-- start Information supplied --

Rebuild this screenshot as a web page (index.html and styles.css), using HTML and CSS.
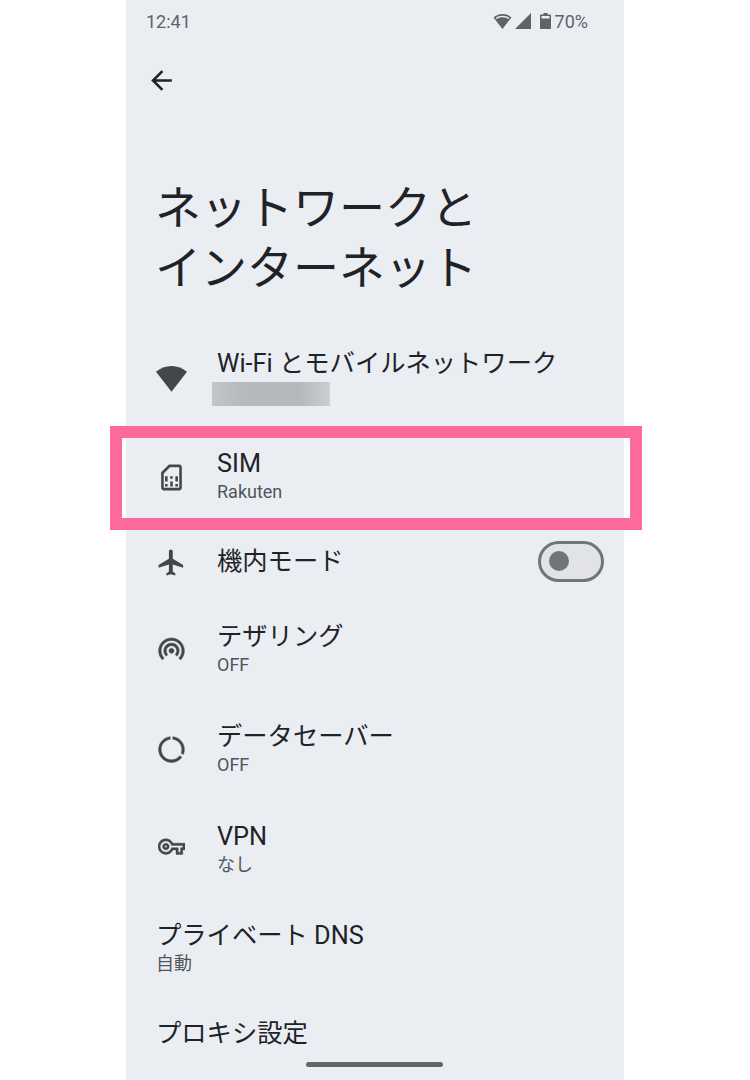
FILE: index.html
```html
<!DOCTYPE html>
<html lang="ja">
<head>
  <meta charset="UTF-8" />
  <meta name="viewport" content="width=device-width, initial-scale=1" />
  <title>ネットワークとインターネット</title>
  <link rel="stylesheet" href="styles.css">
</head>
<body>
  <div class="phone">
    <div class="status-bar">
      <span>12:41</span>
      <div class="status-icons">
        <svg class="st-wifi" viewBox="0 0 24 20"><path d="M12 0C7.400 0 3.200 1.700 0 4.500L12 20 24 4.500C20.800 1.700 16.600 0 12 0zm0 2.200c3.400 0 6.800 1.100 9.200 3L20 6.700C17.800 5.100 15 4.200 12 4.200S6.200 5.100 4 6.700L2.800 5.200C5.200 3.300 8.600 2.200 12 2.200z"/></svg>
        <svg class="st-signal" viewBox="0 0 16 16"><path d="M16 0v16H0z"/></svg>
        <svg class="st-battery" viewBox="0 0 11 16"><path d="M3.500 0h4v1.500H10c.6 0 1 .4 1 1V15c0 .6-.4 1-1 1H1c-.6 0-1-.4-1-1V2.500c0-.6.4-1 1-1h2.500zM1.500 3v2.500h8V3z"/></svg>
        <span>70%</span>
      </div>
    </div>

    <div class="toolbar">
      <svg class="icon back" viewBox="0 0 24 24"><path d="M20 11H7.830l5.590-5.590L12 4l-8 8 8 8 1.410-1.410L7.830 13H20v-2z"/></svg>
    </div>

    <h1 class="page-title">ネットワークと<br>インターネット</h1>

    <div class="list">
      <div class="row">
        <svg class="icon" viewBox="0 0 24 24"><path d="M12 3C7.400 3 3.200 4.800 0 7.600L12 23 24 7.600C20.800 4.800 16.600 3 12 3z"/></svg>
        <div class="row-text">
          <div class="row-title">Wi-Fi とモバイルネットワーク</div>
          <div class="blurred"></div>
        </div>
      </div>

      <div class="row sim-row">
        <svg class="icon" viewBox="0 0 24 24"><path d="M18 2h-8L4 8v12c0 1.100.9 2 2 2h12c1.100 0 2-.9 2-2V4c0-1.100-.9-2-2-2zm0 2v16H6V8.830L10.830 4H18zM7 17h2v2H7zm8 0h2v2h-2zM7 11h2v4H7zm4 4h2v4h-2zm0-4h2v2h-2zm4 0h2v4h-2z"/></svg>
        <div class="row-text">
          <div class="row-title">SIM</div>
          <div class="row-sub">Rakuten</div>
        </div>
        <div class="highlight"></div>
      </div>

      <div class="row row-single">
        <svg class="icon" viewBox="0 0 24 24"><path d="M21 16v-2l-8-5V3.500c0-.83-.67-1.500-1.500-1.500S10 2.670 10 3.500V9l-8 5v2l8-2.500V19l-2 1.500V22l3.500-1 3.500 1v-1.500L13 19v-5.500l8 2.500z"/></svg>
        <div class="row-text">
          <div class="row-title">機内モード</div>
        </div>
        <div class="toggle"><div class="thumb"></div></div>
      </div>

      <div class="row">
        <svg class="icon thick" viewBox="0 0 24 24"><path d="M12 11c-1.100 0-2 .9-2 2 0 .55.23 1.050.59 1.410.36.36.86.59 1.410.59s1.050-.23 1.410-.59c.36-.36.59-.86.59-1.410 0-1.100-.9-2-2-2zm6 2c0-3.310-2.690-6-6-6s-6 2.690-6 6c0 1.660.68 3.150 1.760 4.240l1.420-1.420C8.450 15.100 8 14.110 8 13c0-2.210 1.790-4 4-4s4 1.790 4 4c0 1.110-.45 2.100-1.180 2.820l1.420 1.420C17.320 16.150 18 14.660 18 13zM12 3C6.480 3 2 7.480 2 13c0 2.760 1.120 5.260 2.930 7.070l1.420-1.420C4.900 17.210 4 15.210 4 13c0-4.420 3.580-8 8-8s8 3.580 8 8c0 2.210-.9 4.200-2.350 5.650l1.420 1.420C20.880 18.260 22 15.760 22 13c0-5.520-4.480-10-10-10z"/></svg>
        <div class="row-text">
          <div class="row-title">テザリング</div>
          <div class="row-sub">OFF</div>
        </div>
      </div>

      <div class="row">
        <svg class="icon thick" viewBox="0 0 24 24"><path d="M13 2.050v2.020C16.950 4.560 20 7.920 20 12c0 1.010-.2 1.980-.54 2.870l1.720 1.030C21.690 14.700 22 13.390 22 12c0-5.180-3.950-9.450-9-9.950zM12 20c-4.410 0-8-3.590-8-8 0-4.080 3.050-7.440 7-7.930V2.050C5.950 2.550 2 6.820 2 12c0 5.520 4.470 10 9.990 10 3.310 0 6.240-1.610 8.060-4.090l-1.730-1.040C16.860 18.770 14.580 20 12 20z"/></svg>
        <div class="row-text">
          <div class="row-title">データセーバー</div>
          <div class="row-sub">OFF</div>
        </div>
      </div>

      <div class="row">
        <div class="icon-slot">
          <svg class="icon-key thick" viewBox="0 0 24 24"><path d="M22 19h-6v-4h-2.680c-1.140 2.420-3.600 4-6.320 4-3.860 0-7-3.140-7-7s3.140-7 7-7c2.720 0 5.170 1.580 6.320 4H24v6h-2v4zm-4-2h2v-4h2v-2H11.940l-.23-.67C11.010 8.340 9.110 7 7 7c-2.760 0-5 2.240-5 5s2.240 5 5 5c2.110 0 4.010-1.340 4.710-3.330l.23-.67H18v4zM7 15c-1.650 0-3-1.350-3-3s1.350-3 3-3 3 1.350 3 3-1.350 3-3 3zm0-4c-.55 0-1 .45-1 1s.45 1 1 1 1-.45 1-1-.45-1-1-1z"/></svg>
        </div>
        <div class="row-text">
          <div class="row-title">VPN</div>
          <div class="row-sub">なし</div>
        </div>
      </div>

      <div class="row row-dns">
        <div class="row-text">
          <div class="row-title">プライベート DNS</div>
          <div class="row-sub">自動</div>
        </div>
      </div>

      <div class="row row-last">
        <div class="row-text">
          <div class="row-title">プロキシ設定</div>
        </div>
      </div>
    </div>

    <div class="home-bar"></div>
  </div>
</body>
</html>
```

FILE: styles.css
```css
html, body {
  margin: 0;
  padding: 0;
  height: 1080px;
  overflow: hidden;
  background: #ffffff;
  font-family: Roboto, 'Noto Sans CJK JP', sans-serif;
  color: #1f2328;
}

.phone {
  position: relative;
  width: 498px;
  height: 1080px;
  margin: 0 auto;
  background: #eaeef3;
}

.status-bar {
  display: flex;
  justify-content: space-between;
  align-items: center;
  height: 42px;
  padding: 0 36px 0 20px;
  font-size: 18px;
  color: #5f6368;
}

.status-icons {
  display: flex;
  align-items: center;
}

.status-icons svg {
  fill: #5f6368;
}

.st-wifi {
  width: 19px;
  height: 15px;
  margin-right: 1px;
}

.st-signal {
  width: 16px;
  height: 16px;
  margin-left: 2px;
}

.st-battery {
  width: 11px;
  height: 16px;
  margin: 0 4px 0 9px;
}

.toolbar {
  display: flex;
  align-items: center;
  height: 76px;
  padding-left: 20px;
}

.icon {
  flex: none;
  width: 31px;
  height: 31px;
  fill: #43474c;
}

.back {
  fill: #1f2328;
}

.thick {
  stroke: #43474c;
  stroke-width: 0.35;
}

.page-title {
  margin: 60px 0 0;
  padding-left: 29px;
  font-size: 46px;
  font-weight: 400;
  line-height: 60px;
}

.list {
  margin-top: 29px;
}

.row {
  display: flex;
  align-items: center;
  gap: 30px;
  height: 100px;
  padding: 0 20px 0 30px;
}

.row-single {
  height: 70px;
  padding-bottom: 2px;
}

.row-dns {
  height: 99px;
  margin-top: -1px;
}

.row-last {
  height: 74px;
}

.row-text {
  flex: 1;
  min-width: 0;
}

.sim-row .row-text {
  margin-bottom: 2px;
}

.row-title {
  font-size: 25.3px;
  line-height: 32px;
}

.row-sub {
  font-size: 18px;
  line-height: 24px;
  color: #50555b;
}

.blurred {
  width: 118px;
  height: 24px;
  margin: 2px 0 0 -5px;
  background: linear-gradient(90deg, #c2c5c9, #b6b9bd 25%, #b5b8bc 75%, #cbced2);
}

.icon-slot {
  display: flex;
  justify-content: center;
  align-items: center;
  flex: none;
  width: 31px;
  height: 31px;
  margin-bottom: 5px;
}

.icon-key {
  width: 27px;
  height: 27px;
  fill: #43474c;
}

.sim-row {
  position: relative;
}

/* pink frame laid over the SIM row */
.highlight {
  position: absolute;
  left: -16px;
  top: -1px;
  width: 508px;
  height: 80px;
  border: 12px solid #fb6a9b;
}

.toggle {
  display: flex;
  align-items: center;
  box-sizing: border-box;
  width: 66px;
  height: 41px;
  margin-bottom: 2px;
  padding-left: 8px;
  border: 3px solid #70757a;
  border-radius: 21px;
  background: #e1e3e8;
}

.thumb {
  width: 20px;
  height: 20px;
  border-radius: 50%;
  background: #70757a;
}

.home-bar {
  position: absolute;
  left: 180px;
  bottom: 13px;
  width: 137px;
  height: 5px;
  border-radius: 3px;
  background: #63666a;
}
```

-- end Information supplied --

What you are asked to do
What is the number of lines in the listing that include the word "page"? Give that number and nothing else.

Solution to this problem
3